Pictures aside, repeat every entry exactly.

(Entries with page source code)
^^^^
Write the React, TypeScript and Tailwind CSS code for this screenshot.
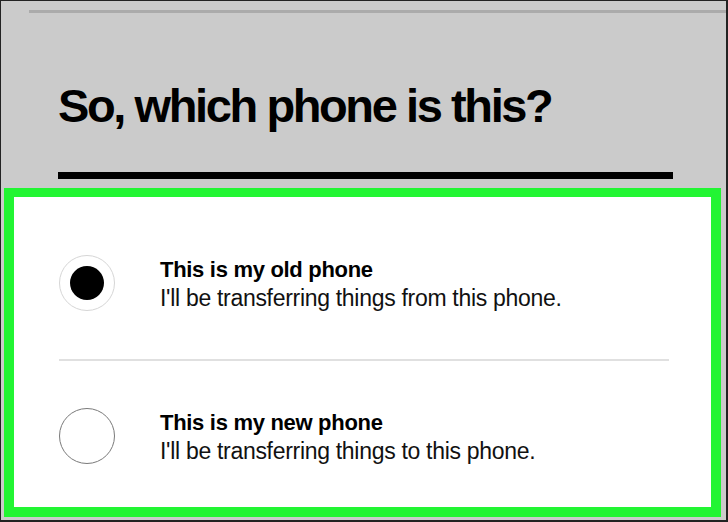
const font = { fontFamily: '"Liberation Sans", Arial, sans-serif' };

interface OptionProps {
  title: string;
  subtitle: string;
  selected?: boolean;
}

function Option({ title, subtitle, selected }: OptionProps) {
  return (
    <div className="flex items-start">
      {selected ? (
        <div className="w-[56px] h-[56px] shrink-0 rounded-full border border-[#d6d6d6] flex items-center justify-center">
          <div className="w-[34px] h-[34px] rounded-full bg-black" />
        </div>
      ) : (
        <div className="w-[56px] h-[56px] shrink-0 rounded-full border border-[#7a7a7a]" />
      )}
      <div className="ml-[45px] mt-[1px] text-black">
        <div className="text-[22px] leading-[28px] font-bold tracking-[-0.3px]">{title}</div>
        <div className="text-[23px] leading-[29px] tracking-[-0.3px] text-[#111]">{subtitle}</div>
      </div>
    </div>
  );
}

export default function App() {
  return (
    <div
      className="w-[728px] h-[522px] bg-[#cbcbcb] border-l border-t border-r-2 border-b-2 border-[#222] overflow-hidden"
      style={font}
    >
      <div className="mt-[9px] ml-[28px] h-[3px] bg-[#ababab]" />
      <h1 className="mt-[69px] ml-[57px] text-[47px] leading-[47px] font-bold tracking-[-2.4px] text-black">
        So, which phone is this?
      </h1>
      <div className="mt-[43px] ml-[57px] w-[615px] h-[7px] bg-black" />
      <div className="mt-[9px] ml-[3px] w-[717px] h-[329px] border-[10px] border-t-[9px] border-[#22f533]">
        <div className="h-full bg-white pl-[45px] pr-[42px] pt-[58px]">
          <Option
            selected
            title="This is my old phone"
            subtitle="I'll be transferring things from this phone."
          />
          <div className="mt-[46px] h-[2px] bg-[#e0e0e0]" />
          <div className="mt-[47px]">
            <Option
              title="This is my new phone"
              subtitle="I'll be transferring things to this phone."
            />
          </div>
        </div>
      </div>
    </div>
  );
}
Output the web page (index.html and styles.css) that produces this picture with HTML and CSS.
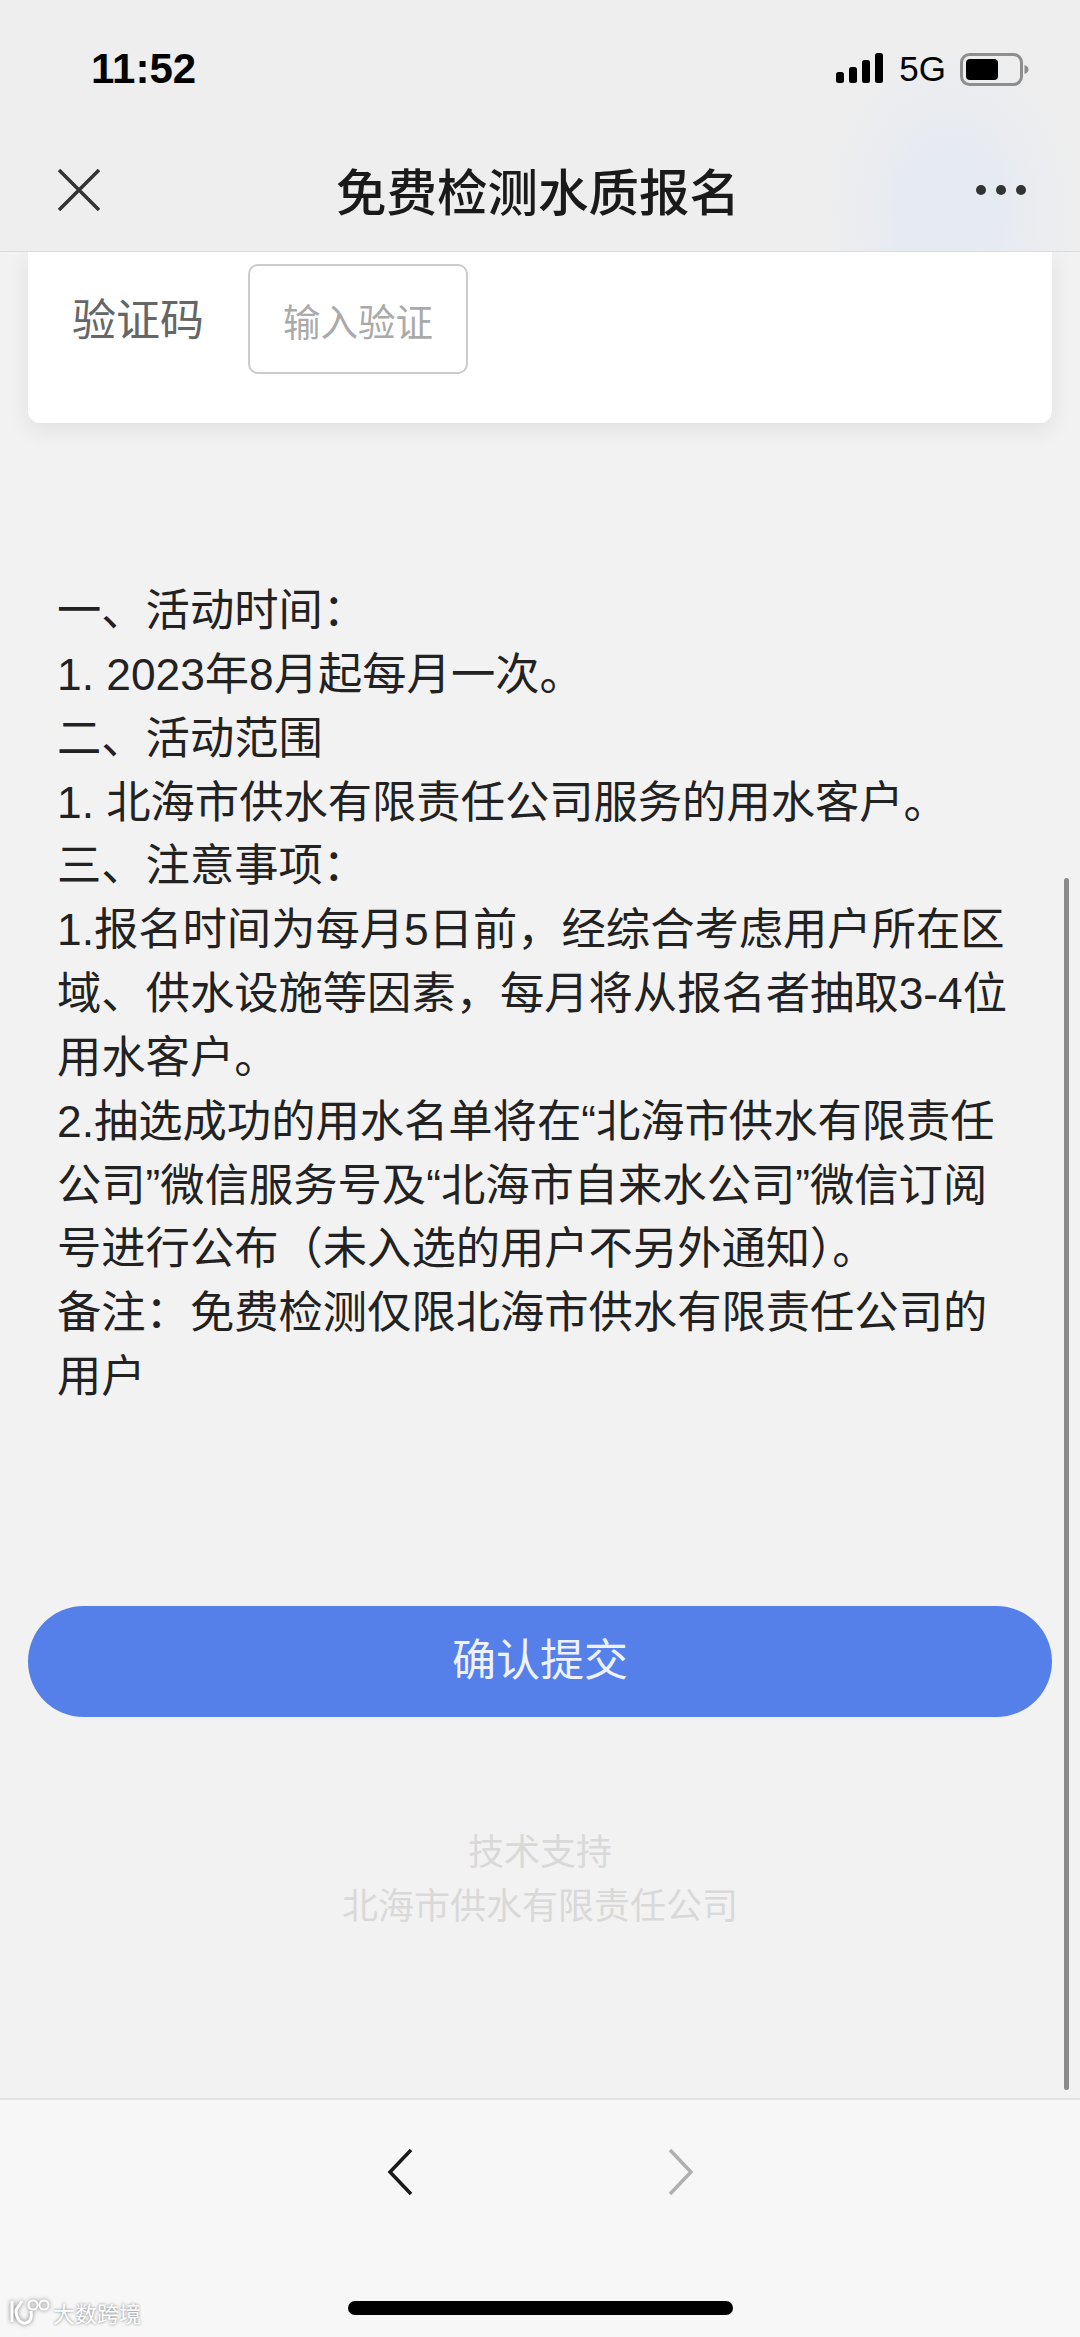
^^^^
◆ Result for this exercise ◆
Write the React, TypeScript and Tailwind CSS code for this screenshot.
const font = { fontFamily: '"Liberation Sans", Arial, sans-serif' };

interface OptionProps {
  title: string;
  subtitle: string;
  selected?: boolean;
}

function Option({ title, subtitle, selected }: OptionProps) {
  return (
    <div className="flex items-start">
      {selected ? (
        <div className="w-[56px] h-[56px] shrink-0 rounded-full border border-[#d6d6d6] flex items-center justify-center">
          <div className="w-[34px] h-[34px] rounded-full bg-black" />
        </div>
      ) : (
        <div className="w-[56px] h-[56px] shrink-0 rounded-full border border-[#7a7a7a]" />
      )}
      <div className="ml-[45px] mt-[1px] text-black">
        <div className="text-[22px] leading-[28px] font-bold tracking-[-0.3px]">{title}</div>
        <div className="text-[23px] leading-[29px] tracking-[-0.3px] text-[#111]">{subtitle}</div>
      </div>
    </div>
  );
}

export default function App() {
  return (
    <div
      className="w-[728px] h-[522px] bg-[#cbcbcb] border-l border-t border-r-2 border-b-2 border-[#222] overflow-hidden"
      style={font}
    >
      <div className="mt-[9px] ml-[28px] h-[3px] bg-[#ababab]" />
      <h1 className="mt-[69px] ml-[57px] text-[47px] leading-[47px] font-bold tracking-[-2.4px] text-black">
        So, which phone is this?
      </h1>
      <div className="mt-[43px] ml-[57px] w-[615px] h-[7px] bg-black" />
      <div className="mt-[9px] ml-[3px] w-[717px] h-[329px] border-[10px] border-t-[9px] border-[#22f533]">
        <div className="h-full bg-white pl-[45px] pr-[42px] pt-[58px]">
          <Option
            selected
            title="This is my old phone"
            subtitle="I'll be transferring things from this phone."
          />
          <div className="mt-[46px] h-[2px] bg-[#e0e0e0]" />
          <div className="mt-[47px]">
            <Option
              title="This is my new phone"
              subtitle="I'll be transferring things to this phone."
            />
          </div>
        </div>
      </div>
    </div>
  );
}
Output the web page (index.html and styles.css) that produces this picture with HTML and CSS.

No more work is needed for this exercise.